Amid such variety and variability, it is tempting to look for generalisations. Overall, I don't think a single British publisher returned home unimpressed by either the size of their opposite numbers' offices or their history. The latter often guaranteed the former: publishers like Beck, Fischer and Suhrkamp trace their family ancestry back for two centuries, and the term 'publishing house' is well chosen for companies occupying luxurious premises set in ample gardens and in residential neighbourhoods. Similarly, DVA has been underwritten by the Bosch family since the 1890s; Piper, although taken over as a tax asset by a commercial Swedish owner in 1995, was founded in 1904, and both operate on far lower than usual profit margins (around five per cent rather than fifteen to twenty per cent).

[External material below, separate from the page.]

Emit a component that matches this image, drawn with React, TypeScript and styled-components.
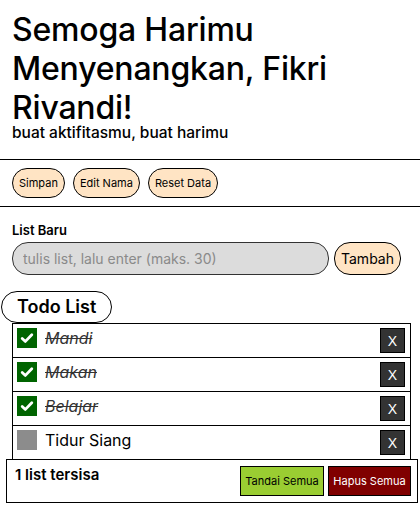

Envy aside, what impressed most was a sense of respect: respect for literature regardless of nationality; respect for literary history, in the copious back lists of every genre of classical writing; and respect for the authors themselves. (Christoph Buchwald, Suhrkamp's managing director, went so far as to say 'we're not interested in books but in writers'.) Since our hosts' command of English far outmatched ours of German, judgement was largely reserved on the new 'pop' generation. What was certain, however, was that here were a half-dozen or more British publishers who were actually looking to read samples as they became available and planning new publication accordingly.


Those who took part in the British publishers tour were Carole Welch (Hodder & Stoughton); Sara Holloway (Gollancz); Bill Swainson (Bloomsbury); Christopher MacLehose (Harvill); Richard Milner (Picador); Neil Belton (Granta) and Philip Gwyn Jones (Flamingo).